Lavage avec des machines datant du XIXe siècle
Il faut ensuite traiter la laine, et là, la bonne volonté des producteurs se heurte à la déstructuration de toute une filière. « Très peu de filatures sont capables de filer de manière très fine. Même chose pour le feutrage, que peu de professionnels savent faire. Et il n’existe pas de machine qui permettrait que ce soit plus rentable, détaille Alexandrine Parmentier. Si on récoltait 2 tonnes de laine, ça bouchonnerait forcément à un endroit. Il n’y a pas la capacité à absorber une telle production. »
La dernière usine de lavage de laine en France, située à Saugues, en Haute-Loire, utilise encore des machines datant du XIXe siècle. « Même si elle tournait en trois-huit, elle traiterait moins de 2 % de la laine française », assure Pascal Gautrand, délégué général du collectif Tricolor. Créée en 2018, cette association interprofessionnelle ambitionne de recréer un espace de dialogue et une synergie pour redévelopper « une filière laine à haute valeur ajoutée ».

Le lavage de la laine fait partie des questions cruciales. « Aujourd’hui, c’est une étape qui consomme énormément d’eau — qu’il faut retraiter — et d’énergie », estime Pascal Gautrand. Il plaide pour la mise en place d’une technologie plus moderne : le nettoyage au CO2 supercritique, déjà utilisé dans les cosmétiques ou le textile. Il défend aussi la nécessité de mutualiser et digitaliser un maximum d’outils pour améliorer la logistique de collecte des laines, créer une réelle traçabilité, augmenter la qualité du tri, le tout en faisant des économies d’échelle.

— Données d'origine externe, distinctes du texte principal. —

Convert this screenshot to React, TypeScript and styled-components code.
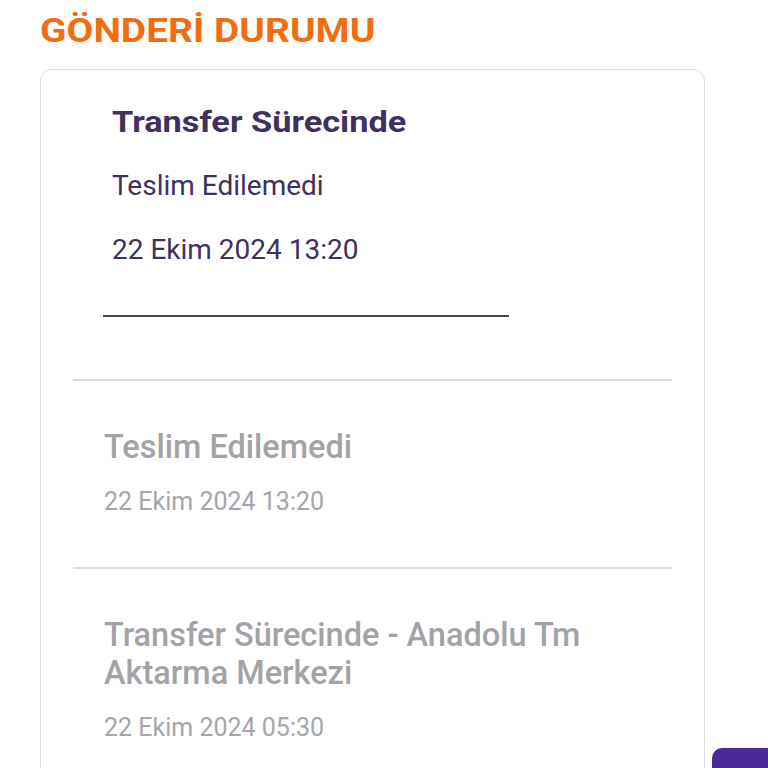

Le problème des mites pour l’isolation en laine
« On est dans un cercle vicieux : tant qu’il n’y a pas de débouchés assez valorisants, la laine ne se vend pas. Et comme les éleveurs ne sont quasiment pas rémunérés pour cette laine, ils n’apportent pas de soin à la matière », souligne-t-il. Difficile donc de motiver les investissements.
Même l’isolation avec la laine, qui pourrait être bienvenue en ces temps de crise de l’énergie et de rénovation énergétique des bâtiments, semble loin d’être une solution rentable. « Le problème avec la laine, c’est les mites, selon Pascal Gautrand. Il faut absolument la traiter avec des insecticides, produits nocifs dont certains sont en passe d’être interdits. Sur un plan économique, la laine n’est pas concurrentielle avec la laine de chanvre qui n’a pas besoin d’être lavée et qui ne risque pas d’être attaquée par ces insectes. »
Le collectif Tricolor a obtenu une subvention fin 2021 dans le cadre du plan France Relance. « Cela reste insuffisant. Il va falloir beaucoup de temps et de moyens pour restructurer la filière, aller chercher des distributeurs... », conclut Pascal Gautrand.
Un constat que partage Marie-Thérèse Chaupin, coordinatrice d’Atelier Laines d’Europe, association qui accompagne les initiatives locales depuis plus de trente ans : « Il faut remettre en place la structure industrielle et artisanale, instaurer de la formation, mieux informer sur les produits, casser l’image vieillotte de la laine. » Le retour de la laine dans nos armoires n’est pas encore pour demain.